After the Tazreen fire last November, Bangladeshi labor groups said they had found Disney-brand apparel and production documents inside the factory. Disney officials deny that any licensees had production there.

On Wednesday, Kevin Gardner, a Walmart spokesman, said his company “has been advocating for improved fire safety with the Bangladeshi government, with industry groups and with suppliers.” He added, “We know that continued engagement is critical to ensure that reliable, proactive measures are in place to reduce the chance of factory fires.”

The Children’s Place, a New Jersey-based apparel chain of 1,100 stores that obtains about 15 percent of its total goods from Bangladesh, said it was working with Bangladeshi officials, retailers and nongovernment organizations to avoid future safety problems. The company said it “will be active in supporting important, systemic reform.”

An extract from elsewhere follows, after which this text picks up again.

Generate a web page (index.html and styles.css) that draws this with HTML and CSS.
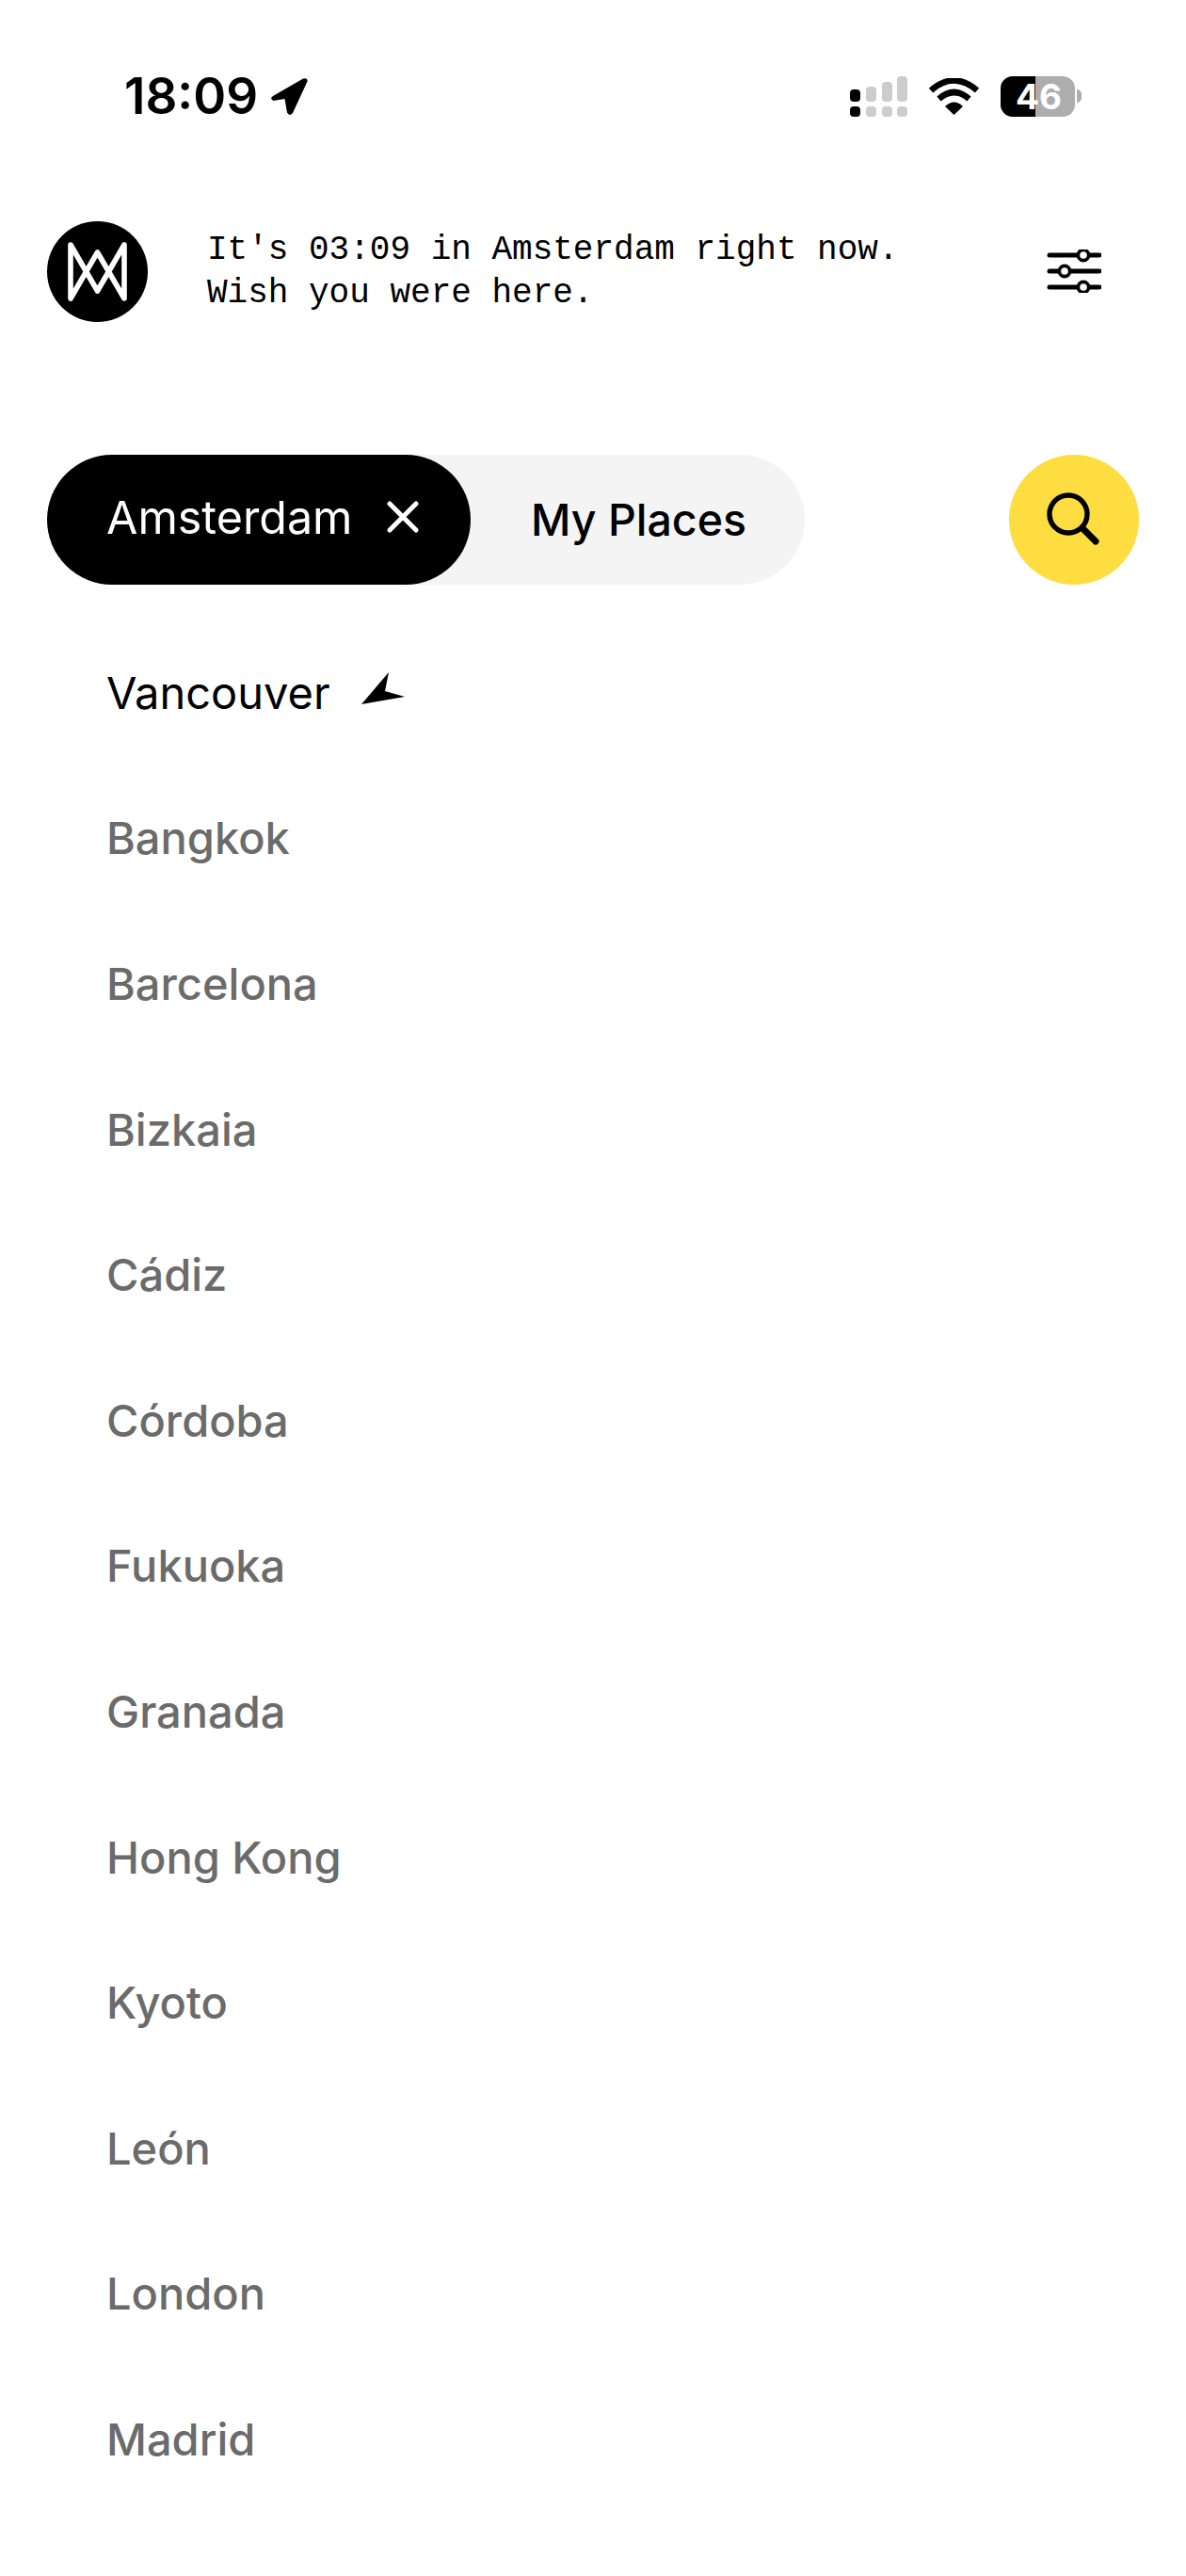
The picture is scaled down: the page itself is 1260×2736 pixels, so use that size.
FILE: index.html
```html
<!DOCTYPE html>
<html lang="en">
<head>
<meta charset="utf-8">
<title>Cities</title>
<link rel="stylesheet" href="styles.css">
</head>
<body>
<div class="status">
  <div class="status-left">
    <span class="time">18:09</span>
    <svg class="loc" viewBox="0 0 41 41"><path d="M3 20 L35 1.5 Q40 0 39.5 4.5 L24 38 Q20.500 42 18 37.500 L15.500 23 L3.500 25 Q-1 23 3 20 Z" fill="#000"/></svg>
  </div>
  <div class="status-right">
    <svg class="signal" viewBox="0 0 61 43">
      <rect x="0" y="14" width="11" height="13" rx="4" fill="#000"/>
      <rect x="17" y="11" width="11" height="16" rx="4" fill="#ccc"/>
      <rect x="34" y="6" width="11" height="21" rx="4" fill="#ccc"/>
      <rect x="50" y="0" width="11" height="27" rx="4" fill="#ccc"/>
      <rect x="0" y="32" width="11" height="11" rx="4" fill="#000"/>
      <rect x="17" y="32" width="11" height="11" rx="4" fill="#ccc"/>
      <rect x="34" y="32" width="11" height="11" rx="4" fill="#ccc"/>
      <rect x="50" y="32" width="11" height="11" rx="4" fill="#ccc"/>
    </svg>
    <svg class="wifi" viewBox="0 0 53 39">
      <path d="M2 13 Q26.500 -8 51 13" fill="none" stroke="#000" stroke-width="6.5" stroke-linejoin="round"/>
      <path d="M10.500 22 Q26.500 8 42.500 22" fill="none" stroke="#000" stroke-width="6.5"/>
      <path d="M17 30 Q26.500 21 36 30 L26.500 39 Z" fill="#000"/>
    </svg>
    <div class="battery">
      <div class="battery-body"><span class="battery-level"></span><span class="battery-text">46</span></div>
      <span class="battery-cap"></span>
    </div>
  </div>
</div>

<header class="intro">
  <div class="logo">
    <svg viewBox="0 0 107 107"><path d="M25 82 V25 L53.500 74 L82 25 V82 L53.500 33 Z" fill="none" stroke="#fff" stroke-width="5.600" stroke-linejoin="round"/></svg>
  </div>
  <p class="greeting">It's 03:09 in Amsterdam right now.<br>Wish you were here.</p>
  <svg class="filters" viewBox="0 0 58 46">
    <g stroke="#000" stroke-width="5" stroke-linecap="round" fill="none">
      <path d="M3 6 H56"/><path d="M3 23 H56"/><path d="M3 40 H56"/>
    </g>
    <g stroke="#000" stroke-width="3.6" fill="#fff">
      <circle cx="39" cy="6" r="5.600"/><circle cx="19" cy="23" r="5.600"/><circle cx="39" cy="40" r="5.600"/>
    </g>
  </svg>
</header>

<div class="controls">
  <div class="tabs">
    <div class="tab-active">
      <span>Amsterdam</span>
      <svg class="close" viewBox="0 0 34 34"><path d="M3 3 L31 31 M31 3 L3 31" stroke="#fff" stroke-width="5" stroke-linecap="round"/></svg>
    </div>
    <div class="tab">My Places</div>
  </div>
  <button class="search" aria-label="Search">
    <svg viewBox="0 0 58 58"><circle cx="23" cy="23" r="20" fill="none" stroke="#000" stroke-width="5.400"/><path d="M38 38 L52 52" stroke="#000" stroke-width="7" stroke-linecap="round"/></svg>
  </button>
</div>

<ul class="cities">
  <li class="city current">Vancouver <svg class="arrow" viewBox="0 0 46 36"><path d="M0 35 L29 1 L25 21 L46 27 Z" fill="#000"/></svg></li>
  <li class="city">Bangkok</li>
  <li class="city">Barcelona</li>
  <li class="city">Bizkaia</li>
  <li class="city">Cádiz</li>
  <li class="city">Córdoba</li>
  <li class="city">Fukuoka</li>
  <li class="city">Granada</li>
  <li class="city">Hong Kong</li>
  <li class="city">Kyoto</li>
  <li class="city">León</li>
  <li class="city">London</li>
  <li class="city">Madrid</li>
</ul>
</body>
</html>
```
FILE: styles.css
```css
* { box-sizing: border-box; }
html, body { margin: 0; padding: 0; background: #fff; }
body { width: 1260px; height: 2736px; overflow: hidden; font-family: Inter, "Liberation Sans", sans-serif; color: #000; }

.status { display: flex; justify-content: space-between; align-items: center; height: 204px; padding: 0 111px 0 132px; }
.status-left { display: flex; align-items: center; gap: 13px; }
.time { font-size: 53px; font-weight: 600; line-height: 1; }
.loc { width: 41px; height: 41px; }
.status-right { display: flex; align-items: center; }
.signal { width: 61px; height: 43px; }
.wifi { width: 53px; height: 39px; margin-left: 23px; }
.battery { display: flex; align-items: center; margin-left: 23px; }
.battery-body { position: relative; width: 79px; height: 43px; border-radius: 13px; background: #adadad; overflow: hidden; display: flex; align-items: center; justify-content: center; }
.battery-level { position: absolute; left: 0; top: 0; bottom: 0; width: 37px; background: #000; }
.battery-text { position: relative; color: #fff; font-size: 37px; font-weight: 700; line-height: 1; margin-left: 2px; }
.battery-cap { width: 5px; height: 14px; margin-left: 2px; background: #adadad; border-radius: 0 6px 6px 0; }

.intro { display: flex; align-items: center; height: 106px; margin-top: 31px; padding: 0 50px; }
.logo { width: 107px; height: 107px; border-radius: 50%; background: #000; flex: none; }
.logo svg { display: block; width: 107px; height: 107px; }
.greeting { flex: 1; margin: 2px 0 0 63px; font-family: "Liberation Mono", monospace; font-size: 36px; line-height: 46px; }
.filters { width: 58px; height: 46px; margin-right: 40px; flex: none; }

.controls { display: flex; justify-content: space-between; align-items: center; margin-top: 142px; padding: 0 50px; }
.tabs { display: flex; width: 805px; height: 138px; background: #f4f4f4; border-radius: 69px; }
.tab-active { display: flex; align-items: center; gap: 36px; width: 450px; height: 138px; padding: 0 0 6px 63px; background: #000; color: #fff; border-radius: 69px; font-size: 48.400px; }
.close { width: 34px; height: 34px; }
.tab { display: flex; align-items: center; padding-left: 64px; font-size: 46.500px; font-weight: 450; }
.search { display: flex; align-items: center; justify-content: center; width: 138px; height: 138px; padding: 0; border: 0; border-radius: 50%; background: #fddd40; }
.search svg { width: 58px; height: 58px; }

.cities { list-style: none; margin: 37px 0 0; padding: 0 0 0 113px; }
.city { display: flex; align-items: center; height: 154.600px; font-size: 47px; font-weight: 450; color: #6b6b6b; }
.current { color: #000; font-weight: 400; }
.arrow { width: 46px; height: 36px; margin: 0 0 8px 33px; }
```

The Disney letter listed 172 countries where it would allow its contractors to produce branded merchandise, emblazoned with popular characters like Wreck-it Ralph, Buzz Lightyear, the Little Mermaid and Mickey Mouse, as well as toys and other goods. But in 101 of those countries, it said it would let licensees do production only if independent monitors approved the factories.

A Disney official said production in Haiti and Cambodia would be allowed only in factories cooperating with the Better Work program, a partnership of the International Labor Organization and the International Finance Corporation, that works with government officials, factory owners and labor groups to ensure safe and decent workplace conditions.

The Disney official said the company would consider permitting its licensees to again produce in Bangladesh and Pakistan if those countries get the Better Work program to help their factories.

Dan Rees, director of Better Work, said that before his group would get involved in Bangladesh, the country needed to enact stronger labor protections and stop suppressing trade unions.

“Disney has sent a strong message to the excluded countries that if they’re willing to take responsibility for labor standards, Disney will take another look at them in the future,” he said.